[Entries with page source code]
-=-=-=-=-

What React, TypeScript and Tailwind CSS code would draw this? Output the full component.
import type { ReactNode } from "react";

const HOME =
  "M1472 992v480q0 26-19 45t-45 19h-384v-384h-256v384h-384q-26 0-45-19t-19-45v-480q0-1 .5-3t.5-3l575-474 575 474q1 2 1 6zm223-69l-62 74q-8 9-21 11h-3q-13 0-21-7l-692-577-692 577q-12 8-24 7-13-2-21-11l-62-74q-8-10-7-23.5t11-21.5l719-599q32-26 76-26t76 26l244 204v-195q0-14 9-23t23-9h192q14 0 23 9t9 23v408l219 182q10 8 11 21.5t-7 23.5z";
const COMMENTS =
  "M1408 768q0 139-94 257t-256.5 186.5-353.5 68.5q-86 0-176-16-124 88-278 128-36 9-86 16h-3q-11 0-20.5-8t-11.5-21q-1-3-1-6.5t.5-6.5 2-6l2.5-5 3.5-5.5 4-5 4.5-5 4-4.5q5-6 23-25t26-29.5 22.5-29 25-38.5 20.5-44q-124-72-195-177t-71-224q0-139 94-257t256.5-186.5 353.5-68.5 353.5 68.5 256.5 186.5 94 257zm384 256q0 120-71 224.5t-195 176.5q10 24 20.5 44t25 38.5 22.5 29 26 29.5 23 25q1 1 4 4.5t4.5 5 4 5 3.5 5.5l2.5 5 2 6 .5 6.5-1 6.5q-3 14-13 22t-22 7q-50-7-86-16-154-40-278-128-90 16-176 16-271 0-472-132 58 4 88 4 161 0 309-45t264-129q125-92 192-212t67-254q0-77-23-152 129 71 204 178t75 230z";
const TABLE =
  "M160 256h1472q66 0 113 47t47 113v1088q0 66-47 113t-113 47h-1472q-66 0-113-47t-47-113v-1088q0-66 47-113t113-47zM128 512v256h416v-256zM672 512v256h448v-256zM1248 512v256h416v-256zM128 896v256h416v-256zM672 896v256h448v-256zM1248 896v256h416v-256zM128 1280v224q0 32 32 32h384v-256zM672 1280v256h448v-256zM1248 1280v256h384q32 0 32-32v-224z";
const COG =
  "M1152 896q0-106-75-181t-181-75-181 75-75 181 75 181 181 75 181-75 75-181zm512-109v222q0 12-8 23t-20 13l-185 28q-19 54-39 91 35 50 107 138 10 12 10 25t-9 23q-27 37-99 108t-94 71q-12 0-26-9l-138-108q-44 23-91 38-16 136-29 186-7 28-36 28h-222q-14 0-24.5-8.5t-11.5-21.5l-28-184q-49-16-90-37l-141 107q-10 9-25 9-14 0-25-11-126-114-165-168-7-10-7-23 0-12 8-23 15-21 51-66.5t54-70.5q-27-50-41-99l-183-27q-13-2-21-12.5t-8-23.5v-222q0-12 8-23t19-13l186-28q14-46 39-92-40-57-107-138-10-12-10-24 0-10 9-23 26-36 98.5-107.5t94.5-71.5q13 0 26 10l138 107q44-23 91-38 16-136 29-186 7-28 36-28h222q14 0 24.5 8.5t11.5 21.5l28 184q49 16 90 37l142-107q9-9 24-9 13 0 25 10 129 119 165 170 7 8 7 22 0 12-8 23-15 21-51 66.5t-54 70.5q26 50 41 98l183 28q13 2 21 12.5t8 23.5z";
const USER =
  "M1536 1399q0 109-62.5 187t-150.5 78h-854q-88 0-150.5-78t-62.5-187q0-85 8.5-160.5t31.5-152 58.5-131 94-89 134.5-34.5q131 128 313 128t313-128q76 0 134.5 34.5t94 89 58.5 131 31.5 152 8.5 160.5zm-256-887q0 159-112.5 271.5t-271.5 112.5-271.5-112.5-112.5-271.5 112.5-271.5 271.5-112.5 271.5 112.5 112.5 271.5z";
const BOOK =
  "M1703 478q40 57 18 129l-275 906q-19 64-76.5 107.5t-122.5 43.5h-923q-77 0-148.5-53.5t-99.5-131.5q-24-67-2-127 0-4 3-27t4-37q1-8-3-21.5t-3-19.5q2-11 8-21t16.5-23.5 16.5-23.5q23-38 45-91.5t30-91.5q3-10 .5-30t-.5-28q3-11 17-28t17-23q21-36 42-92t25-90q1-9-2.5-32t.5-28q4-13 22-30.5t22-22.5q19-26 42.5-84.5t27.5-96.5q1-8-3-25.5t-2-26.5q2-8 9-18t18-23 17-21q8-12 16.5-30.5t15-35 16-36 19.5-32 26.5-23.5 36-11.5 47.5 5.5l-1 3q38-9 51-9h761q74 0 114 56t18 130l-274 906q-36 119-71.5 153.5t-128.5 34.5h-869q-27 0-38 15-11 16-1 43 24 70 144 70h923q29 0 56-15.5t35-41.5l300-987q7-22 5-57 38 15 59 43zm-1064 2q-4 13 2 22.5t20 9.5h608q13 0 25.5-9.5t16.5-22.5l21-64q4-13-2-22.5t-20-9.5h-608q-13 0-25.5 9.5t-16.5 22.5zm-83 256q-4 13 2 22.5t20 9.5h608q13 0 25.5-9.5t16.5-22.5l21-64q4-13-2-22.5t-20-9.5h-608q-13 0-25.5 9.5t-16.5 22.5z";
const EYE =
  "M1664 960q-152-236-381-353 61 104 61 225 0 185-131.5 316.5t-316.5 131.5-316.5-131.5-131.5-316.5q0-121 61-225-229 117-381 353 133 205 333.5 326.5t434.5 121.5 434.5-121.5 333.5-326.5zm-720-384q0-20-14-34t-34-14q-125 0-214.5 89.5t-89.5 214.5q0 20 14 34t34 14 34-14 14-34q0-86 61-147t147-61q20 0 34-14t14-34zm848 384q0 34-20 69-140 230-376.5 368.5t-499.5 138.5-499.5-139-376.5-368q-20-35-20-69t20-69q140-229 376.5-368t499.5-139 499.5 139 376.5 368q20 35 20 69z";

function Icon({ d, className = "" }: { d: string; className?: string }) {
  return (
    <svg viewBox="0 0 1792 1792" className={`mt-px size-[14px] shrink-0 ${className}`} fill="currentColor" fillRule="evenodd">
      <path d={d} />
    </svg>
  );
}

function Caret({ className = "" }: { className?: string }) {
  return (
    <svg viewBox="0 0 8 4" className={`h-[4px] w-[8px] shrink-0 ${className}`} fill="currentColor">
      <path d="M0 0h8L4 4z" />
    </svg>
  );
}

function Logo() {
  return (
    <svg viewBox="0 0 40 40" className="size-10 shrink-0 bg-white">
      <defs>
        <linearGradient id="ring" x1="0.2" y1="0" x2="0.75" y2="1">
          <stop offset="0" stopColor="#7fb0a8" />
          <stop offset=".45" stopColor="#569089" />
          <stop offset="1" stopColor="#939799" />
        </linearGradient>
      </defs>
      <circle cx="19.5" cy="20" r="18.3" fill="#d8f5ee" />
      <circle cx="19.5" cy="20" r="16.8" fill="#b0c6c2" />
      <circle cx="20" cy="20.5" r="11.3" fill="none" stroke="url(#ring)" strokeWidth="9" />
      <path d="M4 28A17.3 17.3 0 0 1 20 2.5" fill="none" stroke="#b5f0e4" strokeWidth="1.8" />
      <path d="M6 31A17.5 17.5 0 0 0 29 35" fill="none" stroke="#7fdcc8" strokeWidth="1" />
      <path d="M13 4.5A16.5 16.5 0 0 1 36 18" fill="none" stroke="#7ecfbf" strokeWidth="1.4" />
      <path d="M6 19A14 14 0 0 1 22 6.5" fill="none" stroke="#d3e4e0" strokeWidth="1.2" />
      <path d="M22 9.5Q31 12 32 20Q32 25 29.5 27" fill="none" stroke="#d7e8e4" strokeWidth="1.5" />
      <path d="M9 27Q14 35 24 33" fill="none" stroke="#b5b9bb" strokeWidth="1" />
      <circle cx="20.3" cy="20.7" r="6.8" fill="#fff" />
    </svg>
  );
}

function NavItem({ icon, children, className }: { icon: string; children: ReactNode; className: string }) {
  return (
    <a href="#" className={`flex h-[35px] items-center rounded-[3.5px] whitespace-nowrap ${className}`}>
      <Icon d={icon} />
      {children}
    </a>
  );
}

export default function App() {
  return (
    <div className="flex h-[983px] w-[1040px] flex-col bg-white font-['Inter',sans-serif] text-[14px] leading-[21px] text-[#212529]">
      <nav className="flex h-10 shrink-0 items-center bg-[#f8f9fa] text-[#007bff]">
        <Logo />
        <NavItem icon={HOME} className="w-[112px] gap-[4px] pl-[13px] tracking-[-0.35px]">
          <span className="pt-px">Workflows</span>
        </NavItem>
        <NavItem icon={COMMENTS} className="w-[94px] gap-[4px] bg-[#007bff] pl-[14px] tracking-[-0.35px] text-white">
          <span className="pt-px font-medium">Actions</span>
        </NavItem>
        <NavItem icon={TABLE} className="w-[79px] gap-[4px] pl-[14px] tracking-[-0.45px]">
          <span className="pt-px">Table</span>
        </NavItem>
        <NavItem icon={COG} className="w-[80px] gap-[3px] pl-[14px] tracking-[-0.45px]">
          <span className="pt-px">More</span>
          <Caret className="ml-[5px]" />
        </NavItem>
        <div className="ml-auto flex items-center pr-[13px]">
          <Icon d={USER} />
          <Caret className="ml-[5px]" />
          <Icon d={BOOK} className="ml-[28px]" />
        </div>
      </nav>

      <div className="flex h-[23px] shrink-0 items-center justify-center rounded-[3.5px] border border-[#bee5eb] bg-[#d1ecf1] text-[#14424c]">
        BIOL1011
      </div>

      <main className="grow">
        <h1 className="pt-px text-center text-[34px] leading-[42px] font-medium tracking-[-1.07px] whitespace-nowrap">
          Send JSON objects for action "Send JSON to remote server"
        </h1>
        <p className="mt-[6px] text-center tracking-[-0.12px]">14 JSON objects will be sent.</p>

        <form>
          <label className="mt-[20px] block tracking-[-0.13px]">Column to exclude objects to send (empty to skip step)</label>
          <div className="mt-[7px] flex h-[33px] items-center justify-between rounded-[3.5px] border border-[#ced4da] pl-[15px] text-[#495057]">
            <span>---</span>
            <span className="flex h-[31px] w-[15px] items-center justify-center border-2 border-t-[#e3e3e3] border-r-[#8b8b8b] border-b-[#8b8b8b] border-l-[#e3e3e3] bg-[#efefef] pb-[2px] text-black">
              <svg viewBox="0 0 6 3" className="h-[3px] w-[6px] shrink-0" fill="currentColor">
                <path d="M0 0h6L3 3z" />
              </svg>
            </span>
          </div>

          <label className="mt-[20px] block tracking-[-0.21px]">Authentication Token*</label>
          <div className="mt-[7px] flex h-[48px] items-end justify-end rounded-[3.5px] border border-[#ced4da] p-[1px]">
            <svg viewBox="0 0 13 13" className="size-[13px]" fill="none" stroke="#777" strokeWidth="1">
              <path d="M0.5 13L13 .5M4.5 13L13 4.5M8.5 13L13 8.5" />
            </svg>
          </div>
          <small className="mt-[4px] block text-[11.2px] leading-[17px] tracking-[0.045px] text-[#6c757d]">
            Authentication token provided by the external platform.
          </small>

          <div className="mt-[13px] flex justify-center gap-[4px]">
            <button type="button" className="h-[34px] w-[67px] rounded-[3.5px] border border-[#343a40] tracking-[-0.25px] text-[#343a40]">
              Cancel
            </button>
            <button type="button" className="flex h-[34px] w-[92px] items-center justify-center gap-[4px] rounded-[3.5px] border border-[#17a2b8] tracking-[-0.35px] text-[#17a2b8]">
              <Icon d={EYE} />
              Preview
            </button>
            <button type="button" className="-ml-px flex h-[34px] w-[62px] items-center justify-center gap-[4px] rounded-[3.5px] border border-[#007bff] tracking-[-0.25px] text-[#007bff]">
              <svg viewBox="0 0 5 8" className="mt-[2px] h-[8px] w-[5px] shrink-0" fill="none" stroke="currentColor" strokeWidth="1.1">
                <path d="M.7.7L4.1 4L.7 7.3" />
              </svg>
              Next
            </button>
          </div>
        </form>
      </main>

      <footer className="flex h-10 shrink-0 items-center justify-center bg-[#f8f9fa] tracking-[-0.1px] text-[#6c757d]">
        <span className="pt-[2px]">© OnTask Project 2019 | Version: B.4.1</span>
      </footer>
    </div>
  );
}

-=-=-=-=-

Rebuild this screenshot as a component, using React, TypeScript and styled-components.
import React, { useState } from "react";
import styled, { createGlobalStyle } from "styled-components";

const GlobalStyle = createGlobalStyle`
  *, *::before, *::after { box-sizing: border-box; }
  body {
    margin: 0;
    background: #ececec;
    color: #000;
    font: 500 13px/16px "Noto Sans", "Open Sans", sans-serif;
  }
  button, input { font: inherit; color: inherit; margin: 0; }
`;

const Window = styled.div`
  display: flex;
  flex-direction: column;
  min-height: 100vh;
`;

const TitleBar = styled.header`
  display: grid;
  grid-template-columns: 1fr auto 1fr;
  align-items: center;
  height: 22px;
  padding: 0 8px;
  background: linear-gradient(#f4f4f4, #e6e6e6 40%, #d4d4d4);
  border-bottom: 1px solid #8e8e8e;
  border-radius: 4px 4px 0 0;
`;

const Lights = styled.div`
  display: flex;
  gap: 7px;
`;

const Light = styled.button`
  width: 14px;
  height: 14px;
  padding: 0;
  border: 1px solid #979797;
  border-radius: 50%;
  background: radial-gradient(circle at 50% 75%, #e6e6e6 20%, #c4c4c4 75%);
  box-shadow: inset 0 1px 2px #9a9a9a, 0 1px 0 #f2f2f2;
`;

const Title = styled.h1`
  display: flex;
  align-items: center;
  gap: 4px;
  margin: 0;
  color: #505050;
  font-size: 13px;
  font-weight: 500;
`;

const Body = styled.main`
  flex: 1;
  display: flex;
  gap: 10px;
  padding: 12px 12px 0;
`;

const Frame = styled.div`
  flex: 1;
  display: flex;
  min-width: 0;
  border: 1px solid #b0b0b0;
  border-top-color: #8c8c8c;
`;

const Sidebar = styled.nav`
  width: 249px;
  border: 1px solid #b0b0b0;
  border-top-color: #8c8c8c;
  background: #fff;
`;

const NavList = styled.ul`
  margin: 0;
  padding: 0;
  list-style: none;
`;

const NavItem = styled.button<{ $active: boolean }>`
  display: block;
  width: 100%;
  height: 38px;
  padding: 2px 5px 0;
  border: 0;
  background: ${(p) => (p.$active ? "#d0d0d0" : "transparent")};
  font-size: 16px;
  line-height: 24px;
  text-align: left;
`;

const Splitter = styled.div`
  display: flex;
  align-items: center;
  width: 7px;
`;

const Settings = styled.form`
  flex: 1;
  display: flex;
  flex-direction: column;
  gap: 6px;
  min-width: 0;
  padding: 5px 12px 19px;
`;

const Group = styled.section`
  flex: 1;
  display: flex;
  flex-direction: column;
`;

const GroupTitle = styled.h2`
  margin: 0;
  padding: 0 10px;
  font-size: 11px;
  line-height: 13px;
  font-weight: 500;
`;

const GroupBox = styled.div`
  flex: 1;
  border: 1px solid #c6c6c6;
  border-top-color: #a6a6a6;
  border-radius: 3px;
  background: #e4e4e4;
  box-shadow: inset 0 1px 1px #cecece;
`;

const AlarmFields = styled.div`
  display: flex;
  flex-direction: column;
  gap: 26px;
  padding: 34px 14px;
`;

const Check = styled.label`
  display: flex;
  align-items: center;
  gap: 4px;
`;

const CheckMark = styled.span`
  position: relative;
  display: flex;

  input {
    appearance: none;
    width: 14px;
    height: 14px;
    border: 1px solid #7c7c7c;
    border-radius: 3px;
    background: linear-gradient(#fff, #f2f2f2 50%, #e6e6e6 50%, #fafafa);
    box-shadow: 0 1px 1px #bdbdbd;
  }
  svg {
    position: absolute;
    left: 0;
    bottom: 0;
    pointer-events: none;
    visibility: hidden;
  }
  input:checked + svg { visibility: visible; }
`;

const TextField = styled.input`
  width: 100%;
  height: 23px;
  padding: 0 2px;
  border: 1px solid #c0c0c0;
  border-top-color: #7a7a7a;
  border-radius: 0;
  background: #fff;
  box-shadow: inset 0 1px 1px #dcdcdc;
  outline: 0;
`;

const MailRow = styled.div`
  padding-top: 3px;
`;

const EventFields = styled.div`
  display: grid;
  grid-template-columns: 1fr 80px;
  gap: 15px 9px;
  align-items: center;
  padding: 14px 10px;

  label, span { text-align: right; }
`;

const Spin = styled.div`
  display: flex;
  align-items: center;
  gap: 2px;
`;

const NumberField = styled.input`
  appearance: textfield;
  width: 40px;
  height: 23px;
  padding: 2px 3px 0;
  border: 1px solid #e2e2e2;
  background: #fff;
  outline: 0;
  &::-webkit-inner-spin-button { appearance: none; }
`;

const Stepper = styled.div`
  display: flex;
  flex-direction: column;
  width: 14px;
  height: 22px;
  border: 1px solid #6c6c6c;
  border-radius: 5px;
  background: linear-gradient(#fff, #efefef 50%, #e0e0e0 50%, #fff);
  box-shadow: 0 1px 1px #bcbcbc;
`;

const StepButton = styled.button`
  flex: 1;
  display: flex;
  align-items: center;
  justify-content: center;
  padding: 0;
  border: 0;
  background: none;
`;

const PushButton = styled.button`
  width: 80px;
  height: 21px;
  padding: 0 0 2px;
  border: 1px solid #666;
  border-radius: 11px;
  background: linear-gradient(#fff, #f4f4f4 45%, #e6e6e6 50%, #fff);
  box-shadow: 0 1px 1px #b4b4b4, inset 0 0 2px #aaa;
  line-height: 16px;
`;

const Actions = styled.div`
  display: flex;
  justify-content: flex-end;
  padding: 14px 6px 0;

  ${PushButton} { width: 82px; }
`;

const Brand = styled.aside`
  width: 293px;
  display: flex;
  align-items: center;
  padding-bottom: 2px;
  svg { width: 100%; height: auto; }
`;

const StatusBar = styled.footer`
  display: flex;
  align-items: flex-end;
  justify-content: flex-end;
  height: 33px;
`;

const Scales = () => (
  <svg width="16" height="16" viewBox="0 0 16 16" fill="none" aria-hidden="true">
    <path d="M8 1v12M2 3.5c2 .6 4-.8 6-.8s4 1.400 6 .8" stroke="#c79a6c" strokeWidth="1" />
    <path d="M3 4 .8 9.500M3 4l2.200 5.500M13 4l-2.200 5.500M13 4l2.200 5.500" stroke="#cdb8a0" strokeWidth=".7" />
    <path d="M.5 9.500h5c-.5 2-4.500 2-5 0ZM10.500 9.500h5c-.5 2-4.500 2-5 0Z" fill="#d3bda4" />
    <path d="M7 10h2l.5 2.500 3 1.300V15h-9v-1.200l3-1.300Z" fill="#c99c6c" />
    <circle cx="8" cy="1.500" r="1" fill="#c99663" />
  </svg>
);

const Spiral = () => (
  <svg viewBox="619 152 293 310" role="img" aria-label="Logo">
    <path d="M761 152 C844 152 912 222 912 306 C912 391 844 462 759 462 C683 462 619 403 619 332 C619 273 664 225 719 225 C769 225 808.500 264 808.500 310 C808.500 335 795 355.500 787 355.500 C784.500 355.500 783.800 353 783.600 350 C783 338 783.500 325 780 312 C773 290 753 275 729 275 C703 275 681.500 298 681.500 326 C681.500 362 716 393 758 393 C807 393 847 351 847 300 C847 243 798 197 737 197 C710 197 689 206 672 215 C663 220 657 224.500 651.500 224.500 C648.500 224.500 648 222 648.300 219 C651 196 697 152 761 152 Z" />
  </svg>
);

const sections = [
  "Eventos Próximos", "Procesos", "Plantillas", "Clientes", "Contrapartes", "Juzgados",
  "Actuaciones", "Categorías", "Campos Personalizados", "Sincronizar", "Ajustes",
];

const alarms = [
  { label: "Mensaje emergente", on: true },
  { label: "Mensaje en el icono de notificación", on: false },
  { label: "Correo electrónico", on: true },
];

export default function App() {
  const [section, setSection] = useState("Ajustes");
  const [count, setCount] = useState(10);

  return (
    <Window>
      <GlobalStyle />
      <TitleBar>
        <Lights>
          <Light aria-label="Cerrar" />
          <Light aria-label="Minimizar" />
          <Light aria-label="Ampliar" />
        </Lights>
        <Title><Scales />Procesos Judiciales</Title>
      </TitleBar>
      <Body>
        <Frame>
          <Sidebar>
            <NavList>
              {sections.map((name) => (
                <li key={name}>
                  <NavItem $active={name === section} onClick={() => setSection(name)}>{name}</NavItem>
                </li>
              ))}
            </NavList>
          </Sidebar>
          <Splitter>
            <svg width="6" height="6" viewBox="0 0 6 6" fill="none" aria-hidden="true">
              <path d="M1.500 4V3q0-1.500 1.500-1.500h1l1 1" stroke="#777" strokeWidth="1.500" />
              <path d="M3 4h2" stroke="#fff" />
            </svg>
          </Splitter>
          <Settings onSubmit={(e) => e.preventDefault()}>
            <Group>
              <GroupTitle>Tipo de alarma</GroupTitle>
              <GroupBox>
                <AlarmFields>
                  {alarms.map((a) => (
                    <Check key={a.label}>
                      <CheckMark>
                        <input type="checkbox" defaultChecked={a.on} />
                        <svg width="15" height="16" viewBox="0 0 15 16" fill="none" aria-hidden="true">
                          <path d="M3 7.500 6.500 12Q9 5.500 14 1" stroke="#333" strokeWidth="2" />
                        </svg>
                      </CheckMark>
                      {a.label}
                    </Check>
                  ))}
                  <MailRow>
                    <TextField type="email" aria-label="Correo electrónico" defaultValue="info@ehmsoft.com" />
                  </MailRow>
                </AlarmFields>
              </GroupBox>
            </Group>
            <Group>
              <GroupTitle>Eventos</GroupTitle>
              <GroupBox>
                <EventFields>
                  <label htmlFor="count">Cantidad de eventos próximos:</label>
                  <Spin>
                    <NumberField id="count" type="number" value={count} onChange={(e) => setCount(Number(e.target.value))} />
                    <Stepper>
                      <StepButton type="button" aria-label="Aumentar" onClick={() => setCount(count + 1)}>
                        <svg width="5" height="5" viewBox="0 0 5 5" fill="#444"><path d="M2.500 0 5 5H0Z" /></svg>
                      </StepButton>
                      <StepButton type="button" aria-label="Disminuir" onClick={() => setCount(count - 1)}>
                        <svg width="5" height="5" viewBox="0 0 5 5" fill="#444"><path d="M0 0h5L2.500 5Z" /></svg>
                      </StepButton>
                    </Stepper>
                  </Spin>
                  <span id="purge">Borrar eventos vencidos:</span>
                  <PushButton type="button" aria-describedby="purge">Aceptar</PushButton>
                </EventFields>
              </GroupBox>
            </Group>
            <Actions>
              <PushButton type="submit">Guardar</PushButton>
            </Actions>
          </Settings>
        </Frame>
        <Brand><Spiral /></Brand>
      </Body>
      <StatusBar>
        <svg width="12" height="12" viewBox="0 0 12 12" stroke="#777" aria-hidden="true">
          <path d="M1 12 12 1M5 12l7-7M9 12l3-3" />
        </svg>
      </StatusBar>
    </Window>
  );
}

-=-=-=-=-

Give the number of lines in the listing above that contain "components", and nothing else.

• RESULT OF THE TASK
2